В светлой угловой комнате о семи окнах, в большом кресле принимал друзей сам хозяин, седой, сухощавый, в светло-сером кафтане и белом камзоле. Речью и видом он был бодр, добродушен, упредителен, весел; только слаб ногами. Гости уже отобедали и теперь предались удовольствию литературной беседы. Не участвовал в ней лишь чудаковатый старец в цветном польском платье — домашний врач Шувалова Кирилле Каменецкий, автор знаменитого «Травника».

   — Иван Иванович! Vous étez président des muses, doyen glorieux de notré littérature et science[39]. —

Маленькая женщина с подвижным лицом, большелобая, с вздутыми щеками сыпала французскими словами. — Столько знаменитостей перебывало в сей гостиной! Толь блестящие лица сиживали в этих креслах. Расскажите нам о литературных вечерах, о пиитах, вас навещавших, о незабвенном Ломоносове!

   — Да, ваше высокопревосходительство, это будет истинно изрядно и преизрядно! — поддержал княгиню Дашкову тучный Безбородко. Он отдал уже должную дань Бахусу и теперь, надувая толстые щёки и испуская воздух через ноздри, благодушно покоился в креслах.

   — Извольте, господа! Извольте! — говорил Шувалов. — Только ведь все знаменитые лица отличались, прости, господи, и знаменитыми странностями...

Он задумался и перекрестился мелким крестом. Это была его давнишняя привычка, которую он приобрёл, живя в век вольнодумства. Речь его была светлая, быстрая, без всяких приголосков.

   — Вот-вот! Поведайте-ка, ваше высокопревосходительство, о распрях Ломоносова с покойным Сумароковым. То-то небось потеха была! — Сидевший в уголку неряха в изодранном на локтях платье, краснолицый, багровоносый, но в тщательно напудренном парике с густо напомаженной косой отложил в сторону том Гомера.

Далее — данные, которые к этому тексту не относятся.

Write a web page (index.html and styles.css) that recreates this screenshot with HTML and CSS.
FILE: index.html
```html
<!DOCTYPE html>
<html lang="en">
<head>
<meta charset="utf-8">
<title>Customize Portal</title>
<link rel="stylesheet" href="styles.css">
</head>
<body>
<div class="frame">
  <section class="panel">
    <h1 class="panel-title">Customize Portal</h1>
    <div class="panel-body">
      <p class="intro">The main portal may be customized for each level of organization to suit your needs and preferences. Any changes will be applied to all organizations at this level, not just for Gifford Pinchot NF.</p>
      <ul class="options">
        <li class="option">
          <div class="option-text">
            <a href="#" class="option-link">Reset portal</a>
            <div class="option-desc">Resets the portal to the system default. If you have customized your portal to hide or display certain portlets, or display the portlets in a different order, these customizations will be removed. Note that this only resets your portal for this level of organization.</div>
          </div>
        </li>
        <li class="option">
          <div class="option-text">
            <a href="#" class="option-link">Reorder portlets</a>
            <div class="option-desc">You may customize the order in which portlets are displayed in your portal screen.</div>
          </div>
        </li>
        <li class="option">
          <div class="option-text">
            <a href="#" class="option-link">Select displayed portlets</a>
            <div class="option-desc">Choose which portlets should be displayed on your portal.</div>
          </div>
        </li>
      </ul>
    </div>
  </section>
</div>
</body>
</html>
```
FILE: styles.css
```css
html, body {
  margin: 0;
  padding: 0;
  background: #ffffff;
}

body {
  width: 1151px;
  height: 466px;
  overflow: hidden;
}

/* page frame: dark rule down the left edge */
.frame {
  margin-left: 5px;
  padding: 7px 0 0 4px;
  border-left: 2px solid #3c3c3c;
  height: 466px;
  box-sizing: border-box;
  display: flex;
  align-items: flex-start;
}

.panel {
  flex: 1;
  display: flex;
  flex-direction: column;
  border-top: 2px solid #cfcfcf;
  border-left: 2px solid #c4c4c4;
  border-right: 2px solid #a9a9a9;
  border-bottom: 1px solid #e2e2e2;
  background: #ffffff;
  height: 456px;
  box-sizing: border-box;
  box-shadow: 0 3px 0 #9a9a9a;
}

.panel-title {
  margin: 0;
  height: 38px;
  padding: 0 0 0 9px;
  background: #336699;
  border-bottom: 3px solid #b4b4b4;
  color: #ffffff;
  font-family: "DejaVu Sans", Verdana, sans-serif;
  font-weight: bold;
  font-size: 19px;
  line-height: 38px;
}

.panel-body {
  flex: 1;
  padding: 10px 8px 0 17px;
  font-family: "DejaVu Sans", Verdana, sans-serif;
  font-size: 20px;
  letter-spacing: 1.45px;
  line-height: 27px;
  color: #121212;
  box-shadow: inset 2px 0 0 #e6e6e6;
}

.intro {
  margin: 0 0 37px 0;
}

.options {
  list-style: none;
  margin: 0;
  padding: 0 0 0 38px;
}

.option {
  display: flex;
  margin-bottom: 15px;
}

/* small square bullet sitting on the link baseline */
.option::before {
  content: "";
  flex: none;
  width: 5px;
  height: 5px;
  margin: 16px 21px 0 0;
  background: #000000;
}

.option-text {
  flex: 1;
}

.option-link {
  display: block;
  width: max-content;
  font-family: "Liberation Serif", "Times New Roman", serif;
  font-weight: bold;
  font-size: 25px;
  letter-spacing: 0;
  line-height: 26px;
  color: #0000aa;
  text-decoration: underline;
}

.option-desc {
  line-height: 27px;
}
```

Это был известный поэт и переводчик Ермил Иванович Костров[40], которому Шувалов покровительствовал. По обыкновению своему Костров был уже сильно навеселе.

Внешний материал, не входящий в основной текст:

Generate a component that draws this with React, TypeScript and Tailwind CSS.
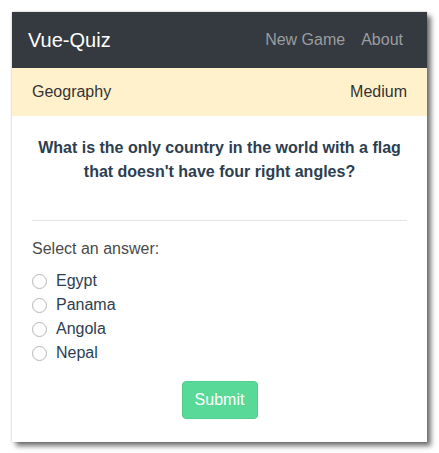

   — Ломоносов с Сумароковым были непримиримыми врагами... — запрокинув красивую седую голову к потолку, где нежились в облаках розовые, порскающие младенческой плотью амуры, продолжал Шувалов. — Чем более в спорах Сумароков злился, тем больнее Ломоносов язвил его. И если оба не совсем были трезвы, — тут вельможа бросил на Кострова строгий взгляд, — то оканчивали ссору запальчивой бранью. Так что я принуждён был высылать их обоих или чаще Сумарокова. Если же Ломоносов занесётся в своих жалобах, я тотчас зову Сумарокова. Тот, услышав голос Ломоносова, или уходил, или, подслушав его жалобы, вбегал с криком: «Не верьте, ваше превосходительство, он всё лжёт! Удивляюсь я, право, как вы даёте у себя место такому пьянице!» — «Сам ты пьяница, неуч, сцены твои краденые!»

Вельможа откинулся на спинку кресла и первый умеренным хохотком сопроводил своё воспоминание о давних и истинно меценатских шутках. Взял черепаховую, в смарагдах табакерку, щёлкнул крышкой, нюхнул щепоть табаку и за сладким чихом добавил, посерьёзнев:

   — Но иногда мне удавалось примирить их, и до чего ж они тогда оба были приятны и остроумны!..

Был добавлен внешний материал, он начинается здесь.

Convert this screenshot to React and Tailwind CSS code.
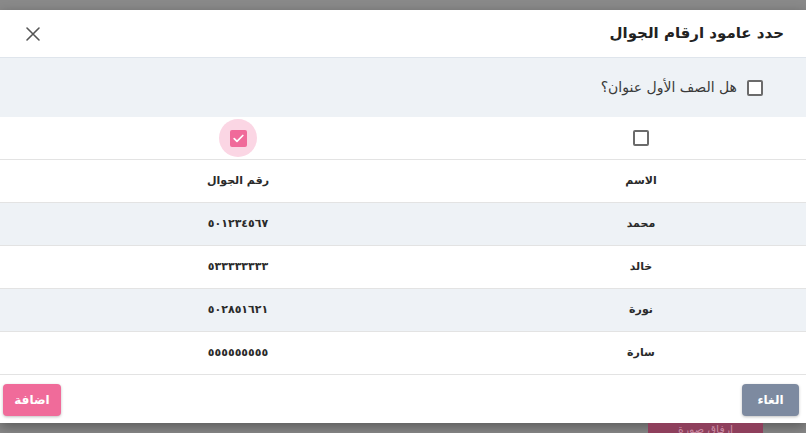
import React from "react";

const rows = [
  { name: "محمد", phone: "٥٠١٢٣٤٥٦٧", alt: true },
  { name: "خالد", phone: "٥٣٣٣٣٣٣٣٣", alt: false },
  { name: "نورة", phone: "٥٠٢٨٥١٦٢١", alt: true },
  { name: "سارة", phone: "٥٥٥٥٥٥٥٥٥", alt: false },
];

function Box() {
  return <span className="block w-[16px] h-[16px] border-2 border-[#6b6b6b] rounded-[2px] bg-white" />;
}

const cell = "h-[43px] flex items-center justify-center border-b border-[#e3e3e3] text-[11px] font-bold text-[#2a2a2a]";

export default function App() {
  return (
    <div
      dir="rtl"
      className="w-[806px] h-[433px] overflow-hidden bg-[#8a8a8a] flex flex-col"
      style={{ fontFamily: '"DejaVu Sans", "Noto Sans", sans-serif' }}
    >
      <div className="h-[10px]" />
      <div className="bg-white w-[806px] h-[413px] flex flex-col shadow-[0_4px_12px_rgba(0,0,0,0.35)]">
        {/* header */}
        <div className="h-[48px] shrink-0 flex items-center justify-between pr-[22px] pl-[24px] border-b border-[#dfe5ec]">
          <div className="text-[15px] font-bold text-[#222]">حدد عامود ارقام الجوال</div>
          <svg width="18" height="18" viewBox="0 0 18 18" className="text-[#555]">
            <path d="M3 3L15 15M15 3L3 15" stroke="currentColor" strokeWidth="1.6" strokeLinecap="round" />
          </svg>
        </div>
        {/* first row title option */}
        <div className="h-[59px] shrink-0 bg-[#eef2f6] flex items-center pr-[43px] gap-[10px]">
          <Box />
          <span className="text-[14px] text-[#3a3a3a]">هل الصف الأول عنوان؟</span>
        </div>
        {/* table */}
        <div className="grid grid-cols-[330px_476px] shrink-0">
          <div className="h-[43px] flex items-center justify-center border-b border-[#e3e3e3]">
            <Box />
          </div>
          <div className="h-[43px] flex items-center justify-center border-b border-[#e3e3e3]">
            <span className="w-[38px] h-[38px] rounded-full bg-[#fbd6e4] flex items-center justify-center">
              <span className="w-[17px] h-[17px] rounded-[2px] bg-[#f06a9a] flex items-center justify-center">
                <svg width="11" height="9" viewBox="0 0 11 9">
                  <path d="M1.2 4.6L4 7.3L9.8 1.5" stroke="white" strokeWidth="1.7" fill="none" strokeLinecap="round" strokeLinejoin="round" />
                </svg>
              </span>
            </span>
          </div>
          <div className={cell}>الاسم</div>
          <div className={cell}>رقم الجوال</div>
          {rows.map((r, i) => (
            <React.Fragment key={i}>
              <div className={`${cell} ${r.alt ? "bg-[#eef2f6]" : "bg-white"}`}>{r.name}</div>
              <div className={`${cell} ${r.alt ? "bg-[#eef2f6]" : "bg-white"}`}>{r.phone}</div>
            </React.Fragment>
          ))}
        </div>
        {/* footer */}
        <div className="flex-1 flex items-center justify-between pr-[7px] pl-[3px] pt-[2px]">
          <button className="w-[57px] h-[32px] rounded-[4px] bg-[#7d8aa0] text-white text-[12px] font-bold shadow-[0_1px_3px_rgba(0,0,0,0.25)]">الغاء</button>
          <button className="w-[58px] h-[32px] rounded-[4px] bg-[#f06b9a] text-white text-[12px] font-bold shadow-[0_1px_3px_rgba(0,0,0,0.25)]">اضافة</button>
        </div>
      </div>
      <div className="flex-1 flex pr-[43px]">
        <div className="w-[115px] h-[10px] bg-[#8e3f5c] flex items-start justify-center text-[11px] text-[#c98aa2] leading-[12px] pt-[1px]">
          <span>ارفاق صورة</span>
        </div>
      </div>
    </div>
  );
}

   — Ах, — сказала Дашкова, открывая в улыбке плохие зубы, — Ломоносов оставил нам высокие образцы парения! Но нет у нас ещё пиитов в том лёгком, изящном роде, в коем толь славно показали себя французские сочинители — господин Вольтер, Дидерот или юный Парни...

Шувалов, не подымаясь с кресел, открыл бюро и вынул связку бумаг. Получив под великим секретом от Козодавлева список державинской «Фелицы» и любя автора, не мог он не вытерпеть, чтобы не прочесть сие первое такого рода на русском языке творение:

   — Вот забавная вещица, которая, возможно, опровергнет, княгиня, ваше суждение...

Он читал хорошо. Быстро и легко полилися весёлые, добродушно-насмешливые, а порою язвительные строки. Все внимали молча, только Костров всё порывался вскочить, всплёскивая руками, парик его растрепался, и мука осыпала лицо. Но, видно, изрядный хмель мешал ему утвердиться на ногах, и он снова опускался в кресла.